I tried to make sense of what was happening. The boda-boda rider had suddenly turned back and attempted to snatch the handbag out of my hand. For some reason that night, I had held the bag with a deathly grip. As such it was hard for him to release it out of my hands. His engine roared as he tried to pull away my bag. He exerted so much energy pulling the bag that he dragged me into the road. I slumped face forward onto the rough, unwelcoming gravel on the tarmac surface. I felt the full force of the fall as rough stones scraped against my face. A car that was driving in my direction screeched to a halt about two metres from my bruised body. The driver had obviously noticed the chaos from afar. Putting his car headlights on, he switched off his engine and came out. The boda-boda rider, caught in the car headlights, rode off; afraid he had been seen. He dropped my bag on the tarmac.

“Are you okay? Are you okay? Madam, are you okay?” the driver of the parked car asked as he patted my forehead.

Other cars had proceeded to park behind his car. A crowd was milling around my body. They seemed worried.
I was in a daze. The adrenaline and the nauseating fear made me lapse into a stupor. My heart raced so fast. My head was spinning in circles. The driver, very worried now, scooped me in his arms and placed me with my belongings in the passenger seat of his car. He locked the door and drove to Engen Petrol station. That is when I came to.
My heart started to race again as I realized I was locked up in an unfamiliar car. I looked around to see if I could raise an alarm. The pump attendants at the petrol station were engaged in light-hearted banter. Their laughter rose through the air as they clapped their hands with glee. The overhead lights from the canopy shone through the car. A middle aged man in a pin-striped suit walked back to the car and opened it. He climbed in and started the engine.
He passed me a bottle of cold Blue-Wave mineral water.
“Drink this!” the man said in a fatherly tone.
“Who are you? Where are you taking me?” I asked on the verge of a panic attack.
“Calm down. My name is Benjamin. I picked you from near The Lawns. A boda-boda man was trying to rob you,” he replied.

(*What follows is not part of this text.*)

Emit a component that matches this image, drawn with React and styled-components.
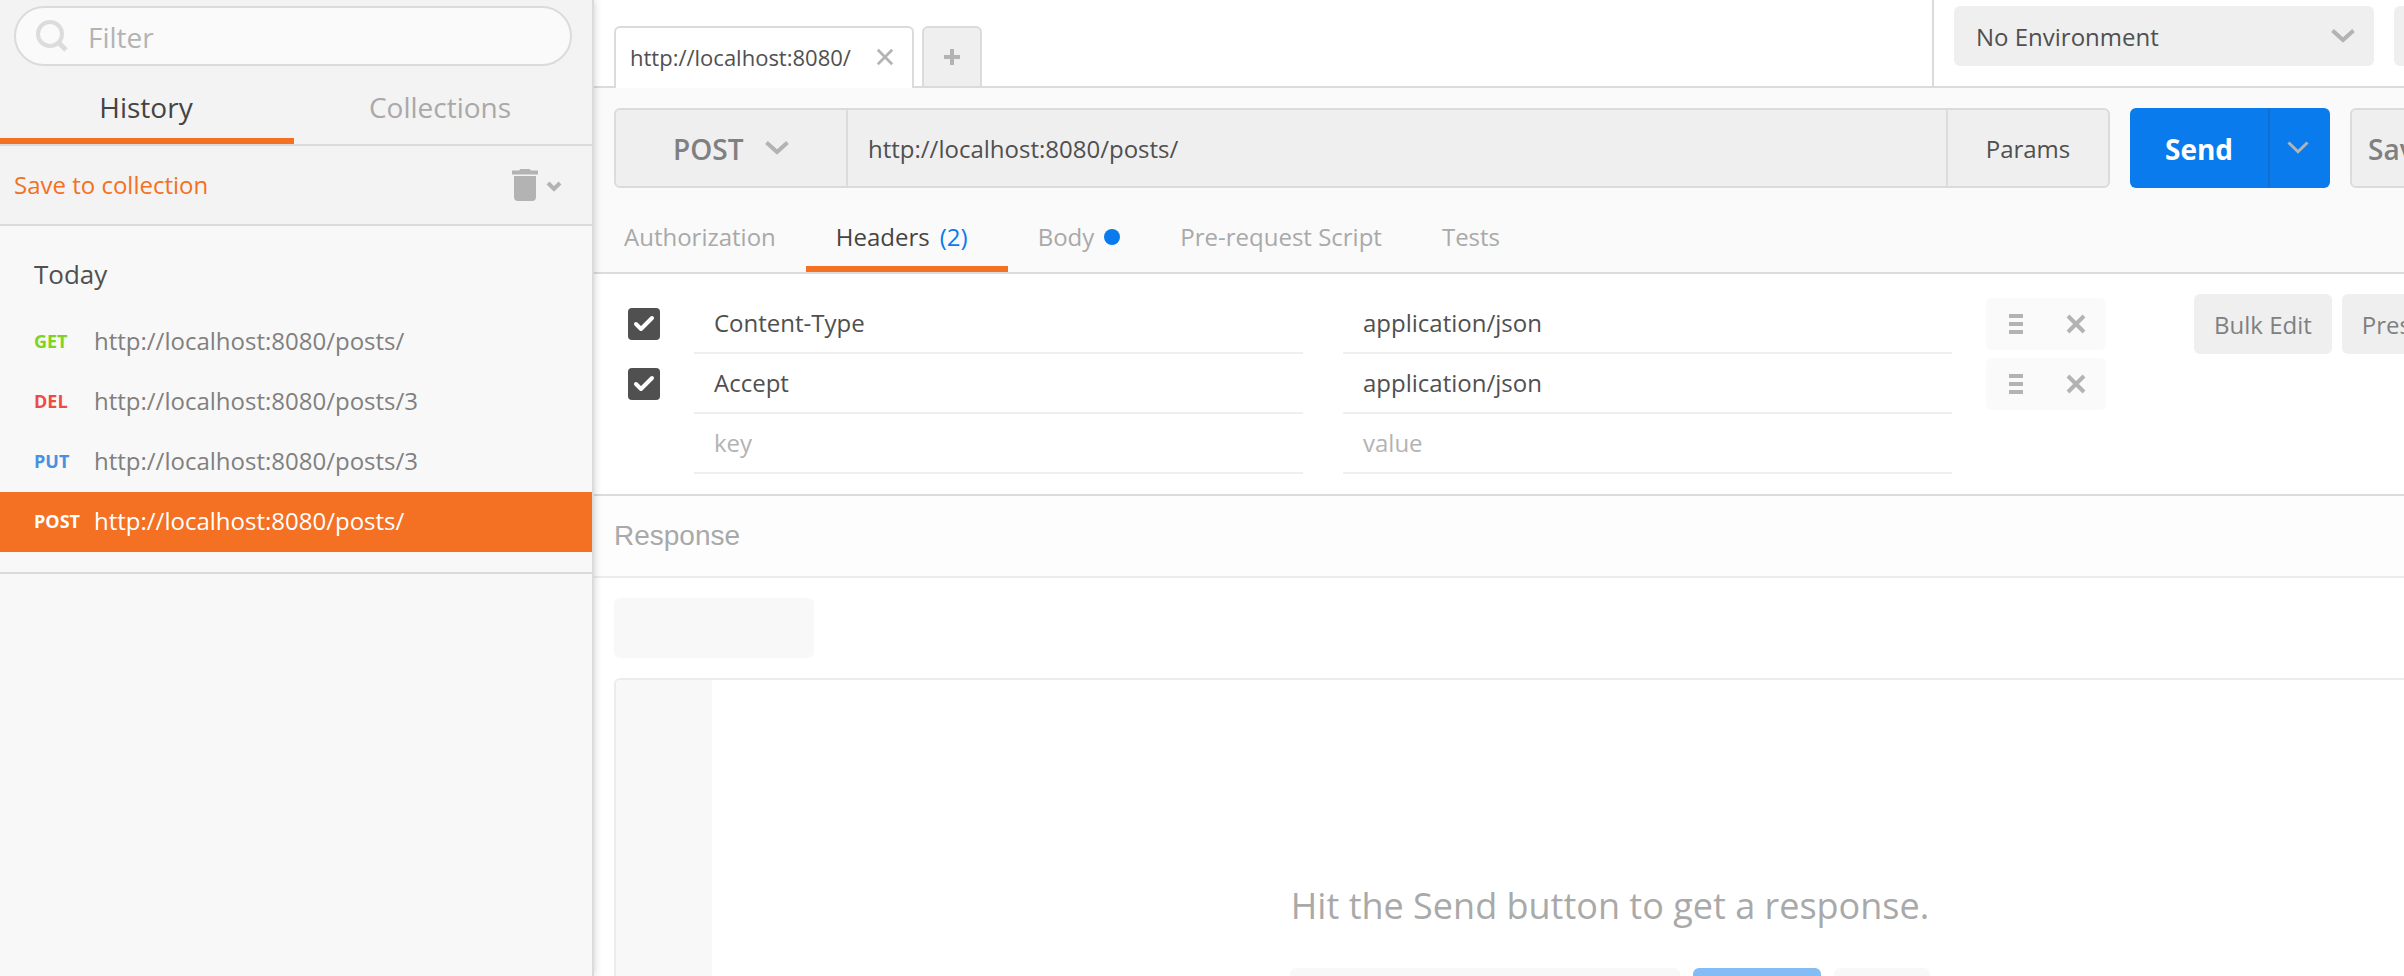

The memories all came rushing back like a gust of ice cold wind chilling me to the marrow. I shuddered to think of what would have happened if Benjamin had not come to my rescue. He could have easily run over me on the road too if he had not been sober and alert.
“Thank you Benjamin,” I muttered.
In that moment, I was so grateful to be alive.
Benjamin, whose second name I never got to know, dropped me off at Shell Nakawa. I then boarded a Namugongo-Kyaliwajjala bound taxi that dropped me right outside my mother’s house.
It is true what they say. You never anticipate that your life will be taken from you any day. Like everybody else, I live with the knowledge that death will come but I never fathom how soon it will come. It seems like some far-off apparition that I only occasionally glimpse at when I hear of somebody’s demise.
However, my boda-boda incident has sobered me up to the reality that I can go to meet my creator any time. I am making certain evaluations in my life, working on relationships with people and my creator and trying to enjoy every minute of every day. Alas, last Thursday night, I could have breathed my last.
Last Thursday night also promptly ended my business relationships with boda-bodas. I will not take boda-bodas. A morbid fear of them has gripped my heart and soul. When I see a boda-boda rider, my mind races back to the man in the thick green leather jacket with the cracked helmet. A sight that terrified my soul!
As I am learning to take care and be more cautious of my surroundings, I am also making the deliberate decision to put my life, safety and health above all the material things I am working for. I have let my boss know that I will not be working late hours any more. He can always find a replacement employee in case I pass away. My mother however, would never recover from the grief of my demise. Like Toby Mac said; “you don’t want to gain the whole world and lose your soul.”